Life sure turns up in the darnedest places. The latest discovery comes from Blood Falls, a rusty red discolouration on the face of the Taylor Glacier in Antarctica [that] occasionally gushes forth a transparent, briny, iron-rich liquid that quickly oxidizes and turns red, staining the ice below [Nature News].
The source of that water is an intensely salty lake trapped beneath 1,300 feet of ice, and a new study has now found that microbes have carved out a niche for themselves in that inhospitable environment, living on sulfur and iron compounds. The bacteria colony has been isolated there for about 1.5 million years, researchers say, ever since the glacier rolled over the lake and created a cold, dark, oxygen-poor ecosystem.
In the sub-glacial lake, the microbes have no chance of getting energy through photosynthesis. Instead, the microbes live off the minerals that were trapped in the lake with them, the researchers explain in the study, published in Science. It appears that energy is obtained when sulfur is cycled through different oxidation states by reacting it with iron…. The oxidized sulfur is then used to react with carbon compounds, powering the metabolism [Ars Technica].
Similar critters may have lived 600 to 800 million years ago during the harsh epoch known as “snowball Earth,” when glaciers reached into the tropics, explains study coauthor Ann Pearson.

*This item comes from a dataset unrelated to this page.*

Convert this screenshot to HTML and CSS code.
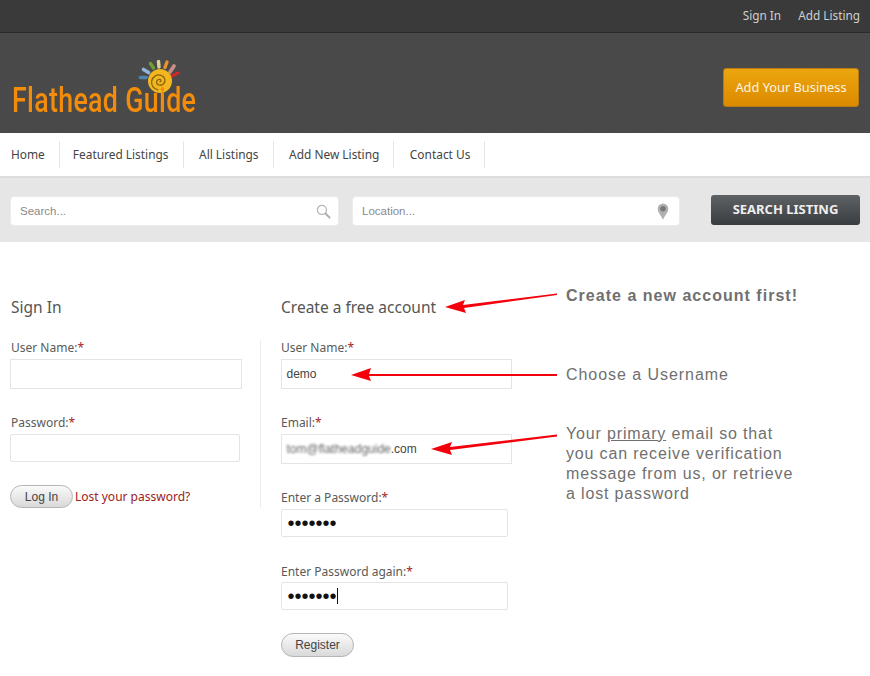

Back then, photosynthesis probably ground to a halt across the planet, and marine bacteria may have only managed to eke out a living in the same way as those living under Taylor Glacier, Pearson says. “Life in sea water, as we know it, could maintain reasonable continuity through an event like this” [New Scientist].
And if life can thrive in one of the toughest environments on earth, maybe it has found a way to take hold elsewhere as well, says lead researcher Jill Mikucki. “If it can survive below this glacier, why not below the ice cap on Mars and on Europa?” asks Mikucki [Nature News].